Exercise material

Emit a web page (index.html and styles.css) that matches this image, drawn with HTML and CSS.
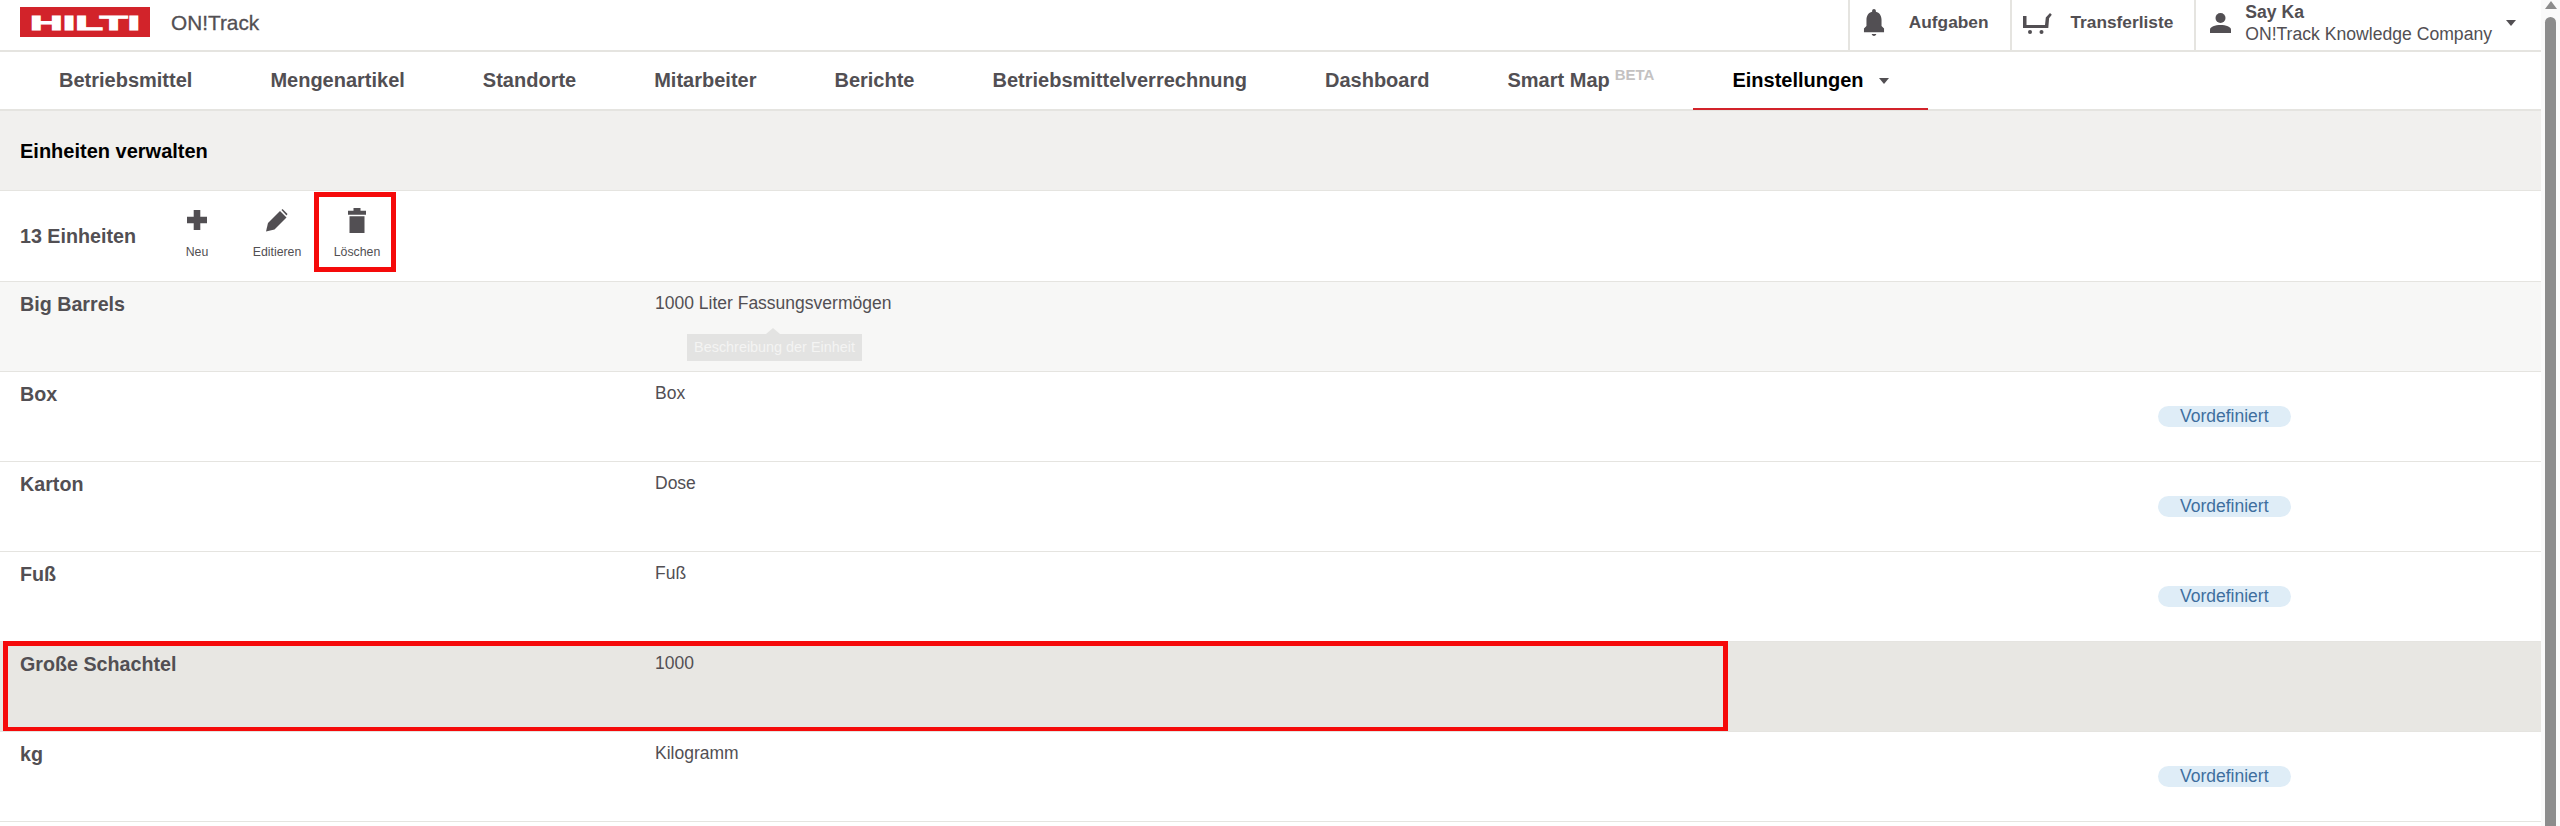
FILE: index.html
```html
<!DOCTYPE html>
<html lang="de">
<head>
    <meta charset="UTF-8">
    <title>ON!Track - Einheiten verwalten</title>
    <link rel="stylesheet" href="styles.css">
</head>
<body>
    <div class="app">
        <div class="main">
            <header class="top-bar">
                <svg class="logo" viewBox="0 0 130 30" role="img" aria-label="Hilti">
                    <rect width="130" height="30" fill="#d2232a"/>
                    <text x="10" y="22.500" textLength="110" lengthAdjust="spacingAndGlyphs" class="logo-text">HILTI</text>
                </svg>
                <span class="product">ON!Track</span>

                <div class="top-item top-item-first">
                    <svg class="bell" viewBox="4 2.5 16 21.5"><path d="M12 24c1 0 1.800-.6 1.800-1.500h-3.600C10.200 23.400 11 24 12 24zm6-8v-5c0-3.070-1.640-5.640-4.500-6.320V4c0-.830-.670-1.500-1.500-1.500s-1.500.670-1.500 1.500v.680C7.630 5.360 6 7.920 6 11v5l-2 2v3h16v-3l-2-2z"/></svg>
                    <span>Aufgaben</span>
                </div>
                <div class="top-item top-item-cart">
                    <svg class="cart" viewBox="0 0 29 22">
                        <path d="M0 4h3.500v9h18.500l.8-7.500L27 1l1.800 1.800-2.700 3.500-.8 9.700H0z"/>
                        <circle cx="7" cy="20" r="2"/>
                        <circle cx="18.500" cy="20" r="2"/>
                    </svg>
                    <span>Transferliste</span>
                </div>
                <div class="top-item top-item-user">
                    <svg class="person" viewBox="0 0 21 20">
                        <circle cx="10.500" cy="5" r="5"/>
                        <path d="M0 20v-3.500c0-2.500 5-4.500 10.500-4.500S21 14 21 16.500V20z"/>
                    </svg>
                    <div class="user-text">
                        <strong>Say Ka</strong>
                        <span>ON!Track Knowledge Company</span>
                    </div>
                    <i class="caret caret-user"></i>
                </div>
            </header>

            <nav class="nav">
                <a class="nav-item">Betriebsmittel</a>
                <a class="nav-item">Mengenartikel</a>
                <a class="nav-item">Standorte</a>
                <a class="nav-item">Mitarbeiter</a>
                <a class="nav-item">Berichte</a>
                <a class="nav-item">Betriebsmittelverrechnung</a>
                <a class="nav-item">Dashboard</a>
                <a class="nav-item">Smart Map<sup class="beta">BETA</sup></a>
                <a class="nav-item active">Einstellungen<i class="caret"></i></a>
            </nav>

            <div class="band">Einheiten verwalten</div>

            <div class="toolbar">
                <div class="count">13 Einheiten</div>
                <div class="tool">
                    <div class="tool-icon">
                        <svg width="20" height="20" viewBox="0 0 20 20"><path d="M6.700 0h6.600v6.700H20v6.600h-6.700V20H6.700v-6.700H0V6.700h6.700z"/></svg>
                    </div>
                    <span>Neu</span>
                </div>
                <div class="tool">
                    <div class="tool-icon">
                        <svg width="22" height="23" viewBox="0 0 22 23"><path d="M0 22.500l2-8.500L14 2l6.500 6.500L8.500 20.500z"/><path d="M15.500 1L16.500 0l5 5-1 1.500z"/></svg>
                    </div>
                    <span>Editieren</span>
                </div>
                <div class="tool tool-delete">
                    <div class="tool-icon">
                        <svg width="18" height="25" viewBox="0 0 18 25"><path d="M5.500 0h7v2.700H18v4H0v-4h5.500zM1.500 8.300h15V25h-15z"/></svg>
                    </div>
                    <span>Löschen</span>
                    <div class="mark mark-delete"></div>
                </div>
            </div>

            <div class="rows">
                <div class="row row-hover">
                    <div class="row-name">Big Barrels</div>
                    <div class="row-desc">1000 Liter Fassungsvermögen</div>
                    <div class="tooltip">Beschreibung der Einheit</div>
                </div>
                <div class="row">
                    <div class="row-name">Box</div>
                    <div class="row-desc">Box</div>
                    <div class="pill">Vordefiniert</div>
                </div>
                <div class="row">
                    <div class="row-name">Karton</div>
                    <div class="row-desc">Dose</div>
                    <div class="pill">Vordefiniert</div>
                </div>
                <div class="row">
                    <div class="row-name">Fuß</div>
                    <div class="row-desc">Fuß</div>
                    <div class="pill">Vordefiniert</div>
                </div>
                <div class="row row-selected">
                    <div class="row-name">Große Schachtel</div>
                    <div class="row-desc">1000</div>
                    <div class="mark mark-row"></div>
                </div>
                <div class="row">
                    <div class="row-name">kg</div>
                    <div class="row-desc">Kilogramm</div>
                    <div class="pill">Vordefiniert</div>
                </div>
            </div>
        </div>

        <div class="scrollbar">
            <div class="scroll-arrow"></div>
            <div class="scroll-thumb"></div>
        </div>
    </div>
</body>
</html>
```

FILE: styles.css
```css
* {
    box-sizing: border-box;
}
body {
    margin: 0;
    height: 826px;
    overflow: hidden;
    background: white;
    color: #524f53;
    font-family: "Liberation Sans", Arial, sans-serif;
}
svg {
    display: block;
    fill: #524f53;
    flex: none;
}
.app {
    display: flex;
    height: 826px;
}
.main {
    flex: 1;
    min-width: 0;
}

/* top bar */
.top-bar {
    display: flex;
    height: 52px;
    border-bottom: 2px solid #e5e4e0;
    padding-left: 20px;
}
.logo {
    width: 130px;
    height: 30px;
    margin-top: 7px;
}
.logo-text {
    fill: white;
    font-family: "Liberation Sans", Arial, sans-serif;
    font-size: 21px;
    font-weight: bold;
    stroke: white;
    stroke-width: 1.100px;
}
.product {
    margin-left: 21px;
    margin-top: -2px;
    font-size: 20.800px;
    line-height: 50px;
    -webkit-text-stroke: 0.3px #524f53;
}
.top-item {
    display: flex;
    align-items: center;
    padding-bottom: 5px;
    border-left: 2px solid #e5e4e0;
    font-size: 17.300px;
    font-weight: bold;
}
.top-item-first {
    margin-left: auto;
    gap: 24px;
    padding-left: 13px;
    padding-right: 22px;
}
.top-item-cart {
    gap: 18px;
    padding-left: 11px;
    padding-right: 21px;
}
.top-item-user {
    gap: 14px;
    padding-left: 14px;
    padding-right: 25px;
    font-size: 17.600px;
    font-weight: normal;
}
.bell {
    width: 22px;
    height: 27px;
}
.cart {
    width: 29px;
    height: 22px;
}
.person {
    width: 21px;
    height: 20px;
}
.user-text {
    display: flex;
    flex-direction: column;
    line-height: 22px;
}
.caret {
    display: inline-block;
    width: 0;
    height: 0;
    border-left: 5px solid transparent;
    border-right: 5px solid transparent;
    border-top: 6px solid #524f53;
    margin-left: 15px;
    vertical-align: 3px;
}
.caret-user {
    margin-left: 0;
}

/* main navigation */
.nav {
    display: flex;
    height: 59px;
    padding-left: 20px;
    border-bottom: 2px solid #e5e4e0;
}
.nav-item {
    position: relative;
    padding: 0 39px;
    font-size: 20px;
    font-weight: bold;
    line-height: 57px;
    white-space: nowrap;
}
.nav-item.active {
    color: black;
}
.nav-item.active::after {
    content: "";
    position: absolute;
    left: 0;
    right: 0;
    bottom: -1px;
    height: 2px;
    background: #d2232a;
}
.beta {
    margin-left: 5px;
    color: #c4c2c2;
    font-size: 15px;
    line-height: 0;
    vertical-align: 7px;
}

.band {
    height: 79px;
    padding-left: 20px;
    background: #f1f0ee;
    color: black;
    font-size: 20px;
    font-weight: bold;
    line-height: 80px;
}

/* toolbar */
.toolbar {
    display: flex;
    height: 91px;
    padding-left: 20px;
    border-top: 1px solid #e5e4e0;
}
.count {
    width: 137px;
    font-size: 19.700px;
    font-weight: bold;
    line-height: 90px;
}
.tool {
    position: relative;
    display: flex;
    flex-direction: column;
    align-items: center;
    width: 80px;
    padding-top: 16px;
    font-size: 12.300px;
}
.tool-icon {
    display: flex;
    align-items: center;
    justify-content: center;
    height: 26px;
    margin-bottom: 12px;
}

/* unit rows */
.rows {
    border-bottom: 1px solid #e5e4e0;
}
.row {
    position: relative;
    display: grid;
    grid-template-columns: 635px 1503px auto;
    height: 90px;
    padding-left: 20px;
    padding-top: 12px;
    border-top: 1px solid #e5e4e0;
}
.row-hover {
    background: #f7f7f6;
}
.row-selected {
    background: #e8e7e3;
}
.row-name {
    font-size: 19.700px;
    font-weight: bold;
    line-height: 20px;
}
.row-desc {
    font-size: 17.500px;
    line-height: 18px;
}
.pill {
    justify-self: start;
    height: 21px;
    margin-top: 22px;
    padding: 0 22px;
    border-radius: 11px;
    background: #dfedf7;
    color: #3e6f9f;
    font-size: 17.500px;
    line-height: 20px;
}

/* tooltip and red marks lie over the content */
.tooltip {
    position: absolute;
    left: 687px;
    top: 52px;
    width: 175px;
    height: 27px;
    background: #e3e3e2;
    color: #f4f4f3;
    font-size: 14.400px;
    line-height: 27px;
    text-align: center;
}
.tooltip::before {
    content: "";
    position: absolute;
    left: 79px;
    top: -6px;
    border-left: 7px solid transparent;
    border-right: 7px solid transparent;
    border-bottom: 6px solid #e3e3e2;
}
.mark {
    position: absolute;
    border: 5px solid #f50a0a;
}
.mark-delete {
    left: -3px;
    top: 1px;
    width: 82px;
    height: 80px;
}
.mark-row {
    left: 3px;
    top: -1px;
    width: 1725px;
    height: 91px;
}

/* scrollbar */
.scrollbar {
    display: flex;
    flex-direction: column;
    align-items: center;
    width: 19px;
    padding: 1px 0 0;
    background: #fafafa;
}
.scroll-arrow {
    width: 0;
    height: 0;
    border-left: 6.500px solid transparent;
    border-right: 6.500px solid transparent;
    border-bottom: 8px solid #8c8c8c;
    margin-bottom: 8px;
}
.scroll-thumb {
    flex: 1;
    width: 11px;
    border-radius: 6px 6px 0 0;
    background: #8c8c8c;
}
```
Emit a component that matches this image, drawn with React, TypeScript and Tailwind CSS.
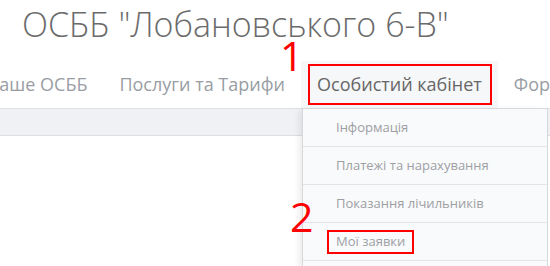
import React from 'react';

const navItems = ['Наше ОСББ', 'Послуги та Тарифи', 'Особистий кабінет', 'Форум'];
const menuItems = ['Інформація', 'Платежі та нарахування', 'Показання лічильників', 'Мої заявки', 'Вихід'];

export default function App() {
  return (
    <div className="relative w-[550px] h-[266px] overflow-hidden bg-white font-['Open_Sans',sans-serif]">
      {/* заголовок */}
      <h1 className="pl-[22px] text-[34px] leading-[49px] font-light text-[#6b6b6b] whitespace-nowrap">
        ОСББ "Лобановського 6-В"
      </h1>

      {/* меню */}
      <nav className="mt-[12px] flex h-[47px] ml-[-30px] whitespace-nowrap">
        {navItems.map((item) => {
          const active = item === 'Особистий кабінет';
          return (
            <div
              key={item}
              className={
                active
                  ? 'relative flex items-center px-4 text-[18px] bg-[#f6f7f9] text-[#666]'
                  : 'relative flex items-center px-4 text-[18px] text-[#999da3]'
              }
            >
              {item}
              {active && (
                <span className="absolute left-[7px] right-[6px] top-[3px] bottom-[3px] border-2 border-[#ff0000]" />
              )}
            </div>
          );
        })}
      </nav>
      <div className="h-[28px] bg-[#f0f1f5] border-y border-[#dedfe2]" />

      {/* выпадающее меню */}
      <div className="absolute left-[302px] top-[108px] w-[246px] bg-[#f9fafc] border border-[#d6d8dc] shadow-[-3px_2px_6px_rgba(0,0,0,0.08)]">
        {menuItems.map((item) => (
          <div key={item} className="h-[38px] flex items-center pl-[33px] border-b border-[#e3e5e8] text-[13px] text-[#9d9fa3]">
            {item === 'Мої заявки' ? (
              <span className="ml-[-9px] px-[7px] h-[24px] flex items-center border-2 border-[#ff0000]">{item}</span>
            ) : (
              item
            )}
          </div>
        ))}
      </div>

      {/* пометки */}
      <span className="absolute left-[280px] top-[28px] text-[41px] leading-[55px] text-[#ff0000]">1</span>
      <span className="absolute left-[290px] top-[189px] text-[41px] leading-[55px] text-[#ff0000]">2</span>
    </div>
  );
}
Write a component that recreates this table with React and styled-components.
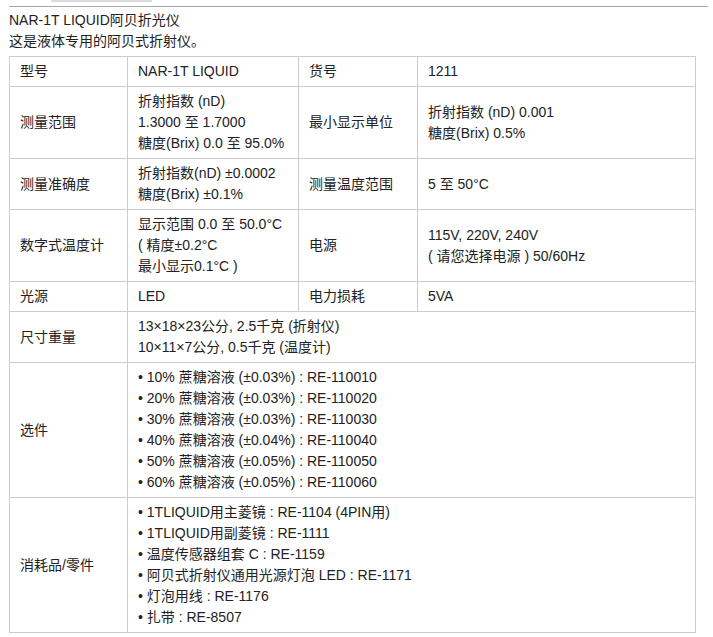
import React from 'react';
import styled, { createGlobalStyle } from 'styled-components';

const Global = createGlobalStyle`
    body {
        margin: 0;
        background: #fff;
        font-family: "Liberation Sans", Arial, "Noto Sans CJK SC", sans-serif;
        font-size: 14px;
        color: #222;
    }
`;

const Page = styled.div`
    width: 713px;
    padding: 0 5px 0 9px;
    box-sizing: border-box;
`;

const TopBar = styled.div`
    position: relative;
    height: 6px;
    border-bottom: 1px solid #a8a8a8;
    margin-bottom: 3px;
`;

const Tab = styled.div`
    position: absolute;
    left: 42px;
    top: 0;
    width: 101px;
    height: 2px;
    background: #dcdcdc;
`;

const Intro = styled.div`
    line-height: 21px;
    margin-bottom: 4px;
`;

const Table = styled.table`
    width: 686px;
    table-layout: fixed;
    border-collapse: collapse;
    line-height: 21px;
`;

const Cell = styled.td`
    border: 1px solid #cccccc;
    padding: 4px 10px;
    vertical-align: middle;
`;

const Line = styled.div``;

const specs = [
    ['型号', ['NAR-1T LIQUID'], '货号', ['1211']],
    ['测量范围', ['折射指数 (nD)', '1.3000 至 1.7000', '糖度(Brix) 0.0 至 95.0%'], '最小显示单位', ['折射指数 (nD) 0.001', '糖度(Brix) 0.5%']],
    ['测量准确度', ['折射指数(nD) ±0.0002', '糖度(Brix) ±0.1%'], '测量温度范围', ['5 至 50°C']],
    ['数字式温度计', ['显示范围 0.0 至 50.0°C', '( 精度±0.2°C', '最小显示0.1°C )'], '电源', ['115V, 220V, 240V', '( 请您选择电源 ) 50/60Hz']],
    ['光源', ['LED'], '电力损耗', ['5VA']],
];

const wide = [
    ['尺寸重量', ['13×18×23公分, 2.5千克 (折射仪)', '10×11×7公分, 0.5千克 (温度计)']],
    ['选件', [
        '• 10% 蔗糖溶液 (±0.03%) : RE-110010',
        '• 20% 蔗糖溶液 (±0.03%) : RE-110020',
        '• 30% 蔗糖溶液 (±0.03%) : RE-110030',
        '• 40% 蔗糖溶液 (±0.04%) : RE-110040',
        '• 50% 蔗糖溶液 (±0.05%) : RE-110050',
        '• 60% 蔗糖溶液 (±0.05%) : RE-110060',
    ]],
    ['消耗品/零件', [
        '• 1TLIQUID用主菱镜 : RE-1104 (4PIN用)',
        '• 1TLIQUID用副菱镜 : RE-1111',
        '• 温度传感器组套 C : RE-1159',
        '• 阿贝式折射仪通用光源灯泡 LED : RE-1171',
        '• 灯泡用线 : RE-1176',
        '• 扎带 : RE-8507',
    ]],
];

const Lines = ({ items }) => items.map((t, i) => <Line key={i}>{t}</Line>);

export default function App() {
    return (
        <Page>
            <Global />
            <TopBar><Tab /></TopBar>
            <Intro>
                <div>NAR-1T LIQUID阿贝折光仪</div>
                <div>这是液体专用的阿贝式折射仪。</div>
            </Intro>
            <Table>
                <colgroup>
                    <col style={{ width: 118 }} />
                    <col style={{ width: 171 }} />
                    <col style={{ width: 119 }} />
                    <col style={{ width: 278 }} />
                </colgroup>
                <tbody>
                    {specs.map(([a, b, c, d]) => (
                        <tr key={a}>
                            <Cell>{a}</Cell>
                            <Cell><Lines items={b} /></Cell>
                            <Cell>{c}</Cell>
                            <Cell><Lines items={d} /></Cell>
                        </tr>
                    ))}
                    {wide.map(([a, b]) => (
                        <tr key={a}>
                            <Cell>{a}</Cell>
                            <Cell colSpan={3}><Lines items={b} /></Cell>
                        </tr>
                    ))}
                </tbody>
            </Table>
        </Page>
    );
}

Work to be completed
In the listing above, find the line containing "Emit a component" and the line containing "const menuItems = ['Інформація', 'Платежі", then return both of them and every line between, exactly, without pictures.

Exercise output
Emit a component that matches this image, drawn with React, TypeScript and Tailwind CSS.
import React from 'react';

const navItems = ['Наше ОСББ', 'Послуги та Тарифи', 'Особистий кабінет', 'Форум'];
const menuItems = ['Інформація', 'Платежі та нарахування', 'Показання лічильників', 'Мої заявки', 'Вихід'];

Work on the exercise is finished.